(Data supplied):

□ □ □

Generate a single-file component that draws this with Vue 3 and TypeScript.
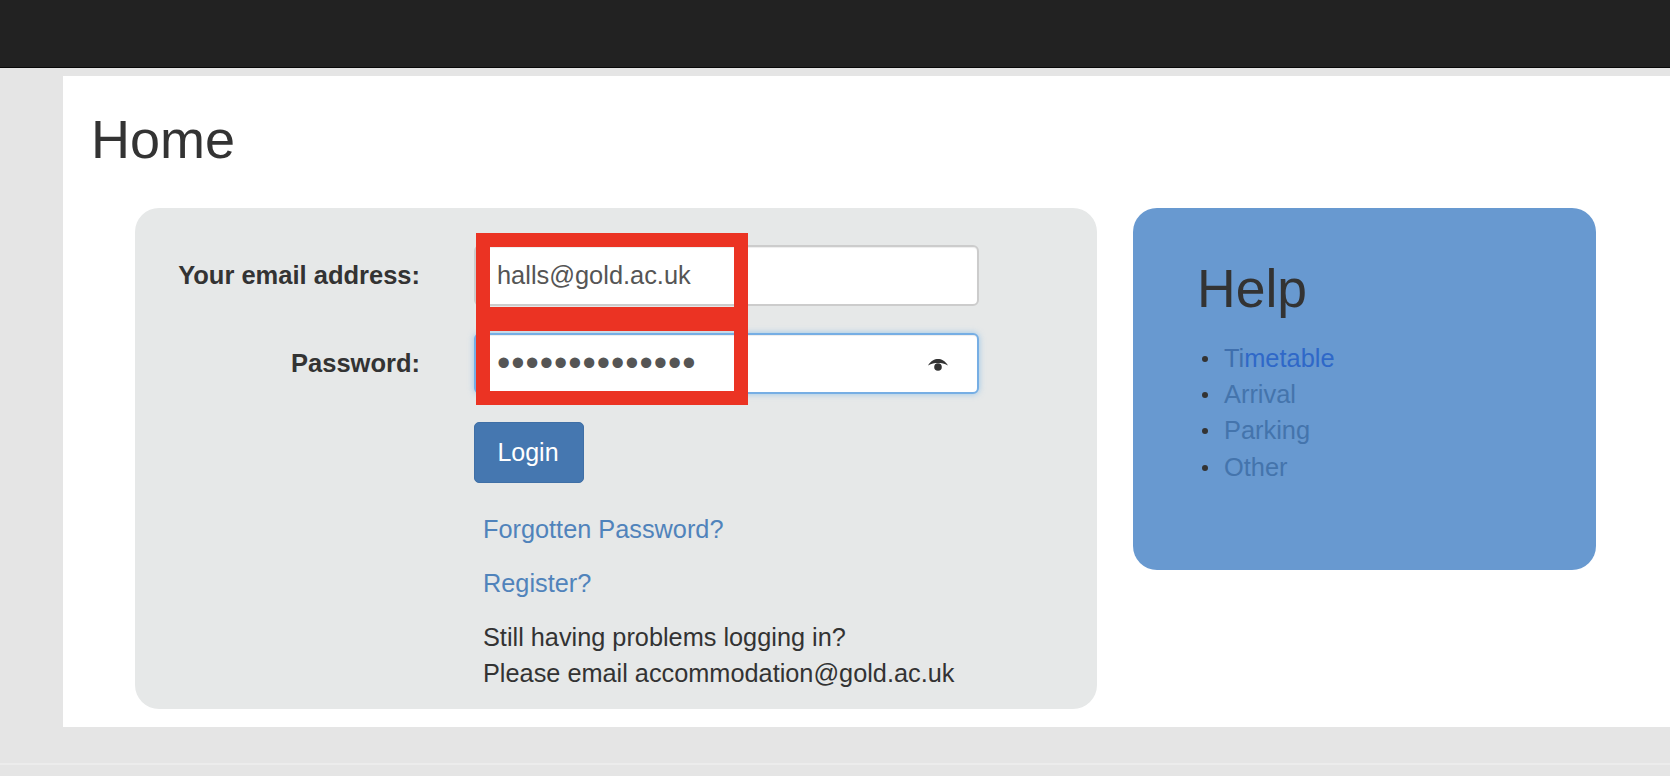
<script setup lang="ts">
const helpLinks: string[] = ['Arrival', 'Parking', 'Other']
</script>

<template>
  <div class="page">
    <header class="topbar"></header>
    <main class="content">
      <h1 class="title">Home</h1>
      <div class="columns">
        <section class="login-card">
          <form class="form" @submit.prevent>
            <label class="label" for="email">Your email address:</label>
            <div class="field">
              <input id="email" class="input" type="text" value="halls@gold.ac.uk" />
              <span class="redact"></span>
            </div>
            <label class="label" for="password">Password:</label>
            <div class="field">
              <input id="password" class="input input-focus" type="password" value="aaaaaaaaaaaaaa" />
              <svg class="eye" viewBox="0 0 22 14" width="22" height="14" aria-hidden="true">
                <path d="M1 7.5 C4 2.5 7.5 1 11 1 C14.5 1 18 2.5 21 7.5 C17.5 5.6 14.5 5 11 5 C7.5 5 4.5 5.6 1 7.5 Z" fill="#333" />
                <circle cx="11" cy="9" r="3.8" fill="#333" />
              </svg>
              <span class="redact redact-lower"></span>
            </div>
            <div class="actions">
              <button class="btn" type="submit">Login</button>
              <p class="line link-line first"><a class="link">Forgotten Password?</a></p>
              <p class="line link-line"><a class="link">Register?</a></p>
              <p class="line note">Still having problems logging in?<br />Please email accommodation@gold.ac.uk</p>
            </div>
          </form>
        </section>
        <aside class="help-card">
          <h2 class="help-title">Help</h2>
          <ul class="help-list">
            <li><a class="help-link"><span class="fade">Ti</span><span class="active">metable</span></a></li>
            <li v-for="item in helpLinks" :key="item"><a class="help-link">{{ item }}</a></li>
          </ul>
        </aside>
      </div>
    </main>
    <footer class="footer"></footer>
  </div>
</template>

<style>
html, body { margin: 0; background: #e5e5e5; }
</style>

<style scoped>
.page {
  height: 776px;
  overflow: hidden;
  background: #e5e5e5;
  font-family: "Liberation Sans", Arial, sans-serif;
  color: #333;
  font-size: 25.3px;
}
.topbar {
  height: 67px;
  background: #222;
  border-bottom: 1px solid #080808;
}
.content {
  margin: 8px 0 0 63px;
  height: 651px;
  background: #fff;
  padding: 33px 0 0 28px;
  box-sizing: border-box;
}
.title {
  margin: 0;
  font-size: 54px;
  font-weight: 400;
  line-height: 60px;
  color: #333;
}
.columns {
  display: flex;
  align-items: flex-start;
  gap: 36px;
  margin: 39px 0 0 44px;
}
.login-card {
  width: 962px;
  height: 501px;
  background: #e6e8e8;
  border-radius: 24px;
  padding-top: 37px;
  box-sizing: border-box;
}
.form {
  display: grid;
  grid-template-columns: 285px 505px;
  column-gap: 54px;
  row-gap: 27px;
}
.label {
  font-weight: 700;
  font-size: 25.5px;
  text-align: right;
  line-height: 61px;
  color: #333;
}
.field {
  position: relative;
  height: 61px;
}
.input {
  width: 100%;
  height: 61px;
  box-sizing: border-box;
  border: 2px solid #ccc;
  border-radius: 6px;
  background: #fff;
  padding: 0 21px;
  font-family: inherit;
  font-size: 25.4px;
  color: #555;
  outline: none;
  box-shadow: inset 0 1px 1px rgba(0, 0, 0, 0.075);
}
.input-focus {
  border-color: #76aee4;
  box-shadow: inset 0 1px 1px rgba(0, 0, 0, 0.075), 0 0 6px rgba(102, 175, 233, 0.6);
  font-size: 38px;
  letter-spacing: 0.95px;
}
.eye {
  position: absolute;
  right: 30px;
  top: 25px;
}
.redact {
  position: absolute;
  left: 2px;
  top: -12px;
  width: 272px;
  height: 88px;
  box-sizing: border-box;
  border: 14px solid #eb3323;
  pointer-events: none;
}
.redact-lower {
  top: -16px;
}
.actions {
  grid-column: 2;
  margin-top: 1px;
}
.btn {
  display: block;
  width: 110px;
  height: 61px;
  border: 1px solid #3f6fa6;
  border-radius: 5px;
  background: #4577b0;
  color: #fff;
  font-family: inherit;
  font-size: 25px;
  padding: 0 2px 0 0;
}
.line {
  margin: 0 0 0 9px;
  line-height: 36px;
}
.link-line {
  margin-top: 18px;
}
.link-line.first {
  margin-top: 28px;
}
.link {
  color: #5083bb;
}
.note {
  margin-top: 18px;
  color: #333;
}
.help-card {
  width: 463px;
  height: 362px;
  background: #6899d0;
  border-radius: 24px;
  padding: 51px 0 0 64px;
  box-sizing: border-box;
}
.help-title {
  margin: 0;
  font-size: 53.5px;
  font-weight: 400;
  line-height: 60px;
  color: #333;
}
.help-list {
  margin: 21px 0 0;
  padding: 0 0 0 27px;
  list-style: none;
  line-height: 36.2px;
  font-size: 25.4px;
}
.help-list li {
  position: relative;
}
.help-list li::before {
  content: "";
  position: absolute;
  left: -22px;
  top: 16px;
  width: 6px;
  height: 6px;
  border-radius: 50%;
  background: #333;
}
.help-link {
  color: #4474ac;
}
.fade {
  color: #3f6fad;
}
.active {
  color: #2f68c8;
}
.footer {
  margin-top: 36px;
  height: 2px;
  background: #ececec;
}
</style>
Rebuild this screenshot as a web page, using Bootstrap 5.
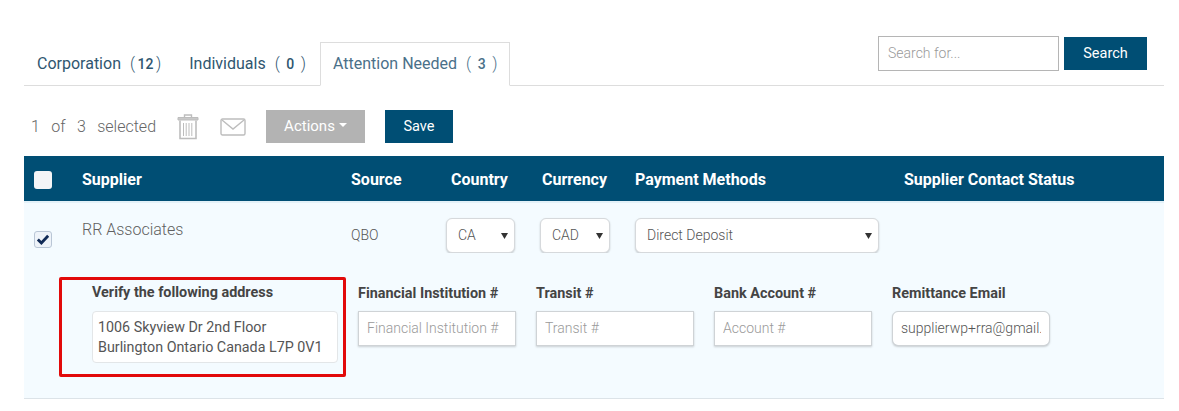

□ □ □

(Problem description): Print each of the records above exactly as written, leaving no picture in the copy.

(Exercise response):
Generate a single-file component that draws this with Vue 3 and TypeScript.
<script setup lang="ts">
const helpLinks: string[] = ['Arrival', 'Parking', 'Other']
</script>

<template>
  <div class="page">
    <header class="topbar"></header>
    <main class="content">
      <h1 class="title">Home</h1>
      <div class="columns">
        <section class="login-card">
          <form class="form" @submit.prevent>
            <label class="label" for="email">Your email address:</label>
            <div class="field">
              <input id="email" class="input" type="text" value="halls@gold.ac.uk" />
              <span class="redact"></span>
            </div>
            <label class="label" for="password">Password:</label>
            <div class="field">
              <input id="password" class="input input-focus" type="password" value="aaaaaaaaaaaaaa" />
              <svg class="eye" viewBox="0 0 22 14" width="22" height="14" aria-hidden="true">
                <path d="M1 7.5 C4 2.5 7.5 1 11 1 C14.5 1 18 2.5 21 7.5 C17.5 5.6 14.5 5 11 5 C7.5 5 4.5 5.6 1 7.5 Z" fill="#333" />
                <circle cx="11" cy="9" r="3.8" fill="#333" />
              </svg>
              <span class="redact redact-lower"></span>
            </div>
            <div class="actions">
              <button class="btn" type="submit">Login</button>
              <p class="line link-line first"><a class="link">Forgotten Password?</a></p>
              <p class="line link-line"><a class="link">Register?</a></p>
              <p class="line note">Still having problems logging in?<br />Please email accommodation@gold.ac.uk</p>
            </div>
          </form>
        </section>
        <aside class="help-card">
          <h2 class="help-title">Help</h2>
          <ul class="help-list">
            <li><a class="help-link"><span class="fade">Ti</span><span class="active">metable</span></a></li>
            <li v-for="item in helpLinks" :key="item"><a class="help-link">{{ item }}</a></li>
          </ul>
        </aside>
      </div>
    </main>
    <footer class="footer"></footer>
  </div>
</template>

<style>
html, body { margin: 0; background: #e5e5e5; }
</style>

<style scoped>
.page {
  height: 776px;
  overflow: hidden;
  background: #e5e5e5;
  font-family: "Liberation Sans", Arial, sans-serif;
  color: #333;
  font-size: 25.3px;
}
.topbar {
  height: 67px;
  background: #222;
  border-bottom: 1px solid #080808;
}
.content {
  margin: 8px 0 0 63px;
  height: 651px;
  background: #fff;
  padding: 33px 0 0 28px;
  box-sizing: border-box;
}
.title {
  margin: 0;
  font-size: 54px;
  font-weight: 400;
  line-height: 60px;
  color: #333;
}
.columns {
  display: flex;
  align-items: flex-start;
  gap: 36px;
  margin: 39px 0 0 44px;
}
.login-card {
  width: 962px;
  height: 501px;
  background: #e6e8e8;
  border-radius: 24px;
  padding-top: 37px;
  box-sizing: border-box;
}
.form {
  display: grid;
  grid-template-columns: 285px 505px;
  column-gap: 54px;
  row-gap: 27px;
}
.label {
  font-weight: 700;
  font-size: 25.5px;
  text-align: right;
  line-height: 61px;
  color: #333;
}
.field {
  position: relative;
  height: 61px;
}
.input {
  width: 100%;
  height: 61px;
  box-sizing: border-box;
  border: 2px solid #ccc;
  border-radius: 6px;
  background: #fff;
  padding: 0 21px;
  font-family: inherit;
  font-size: 25.4px;
  color: #555;
  outline: none;
  box-shadow: inset 0 1px 1px rgba(0, 0, 0, 0.075);
}
.input-focus {
  border-color: #76aee4;
  box-shadow: inset 0 1px 1px rgba(0, 0, 0, 0.075), 0 0 6px rgba(102, 175, 233, 0.6);
  font-size: 38px;
  letter-spacing: 0.95px;
}
.eye {
  position: absolute;
  right: 30px;
  top: 25px;
}
.redact {
  position: absolute;
  left: 2px;
  top: -12px;
  width: 272px;
  height: 88px;
  box-sizing: border-box;
  border: 14px solid #eb3323;
  pointer-events: none;
}
.redact-lower {
  top: -16px;
}
.actions {
  grid-column: 2;
  margin-top: 1px;
}
.btn {
  display: block;
  width: 110px;
  height: 61px;
  border: 1px solid #3f6fa6;
  border-radius: 5px;
  background: #4577b0;
  color: #fff;
  font-family: inherit;
  font-size: 25px;
  padding: 0 2px 0 0;
}
.line {
  margin: 0 0 0 9px;
  line-height: 36px;
}
.link-line {
  margin-top: 18px;
}
.link-line.first {
  margin-top: 28px;
}
.link {
  color: #5083bb;
}
.note {
  margin-top: 18px;
  color: #333;
}
.help-card {
  width: 463px;
  height: 362px;
  background: #6899d0;
  border-radius: 24px;
  padding: 51px 0 0 64px;
  box-sizing: border-box;
}
.help-title {
  margin: 0;
  font-size: 53.5px;
  font-weight: 400;
  line-height: 60px;
  color: #333;
}
.help-list {
  margin: 21px 0 0;
  padding: 0 0 0 27px;
  list-style: none;
  line-height: 36.2px;
  font-size: 25.4px;
}
.help-list li {
  position: relative;
}
.help-list li::before {
  content: "";
  position: absolute;
  left: -22px;
  top: 16px;
  width: 6px;
  height: 6px;
  border-radius: 50%;
  background: #333;
}
.help-link {
  color: #4474ac;
}
.fade {
  color: #3f6fad;
}
.active {
  color: #2f68c8;
}
.footer {
  margin-top: 36px;
  height: 2px;
  background: #ececec;
}
</style>
Rebuild this screenshot as a web page, using Bootstrap 5.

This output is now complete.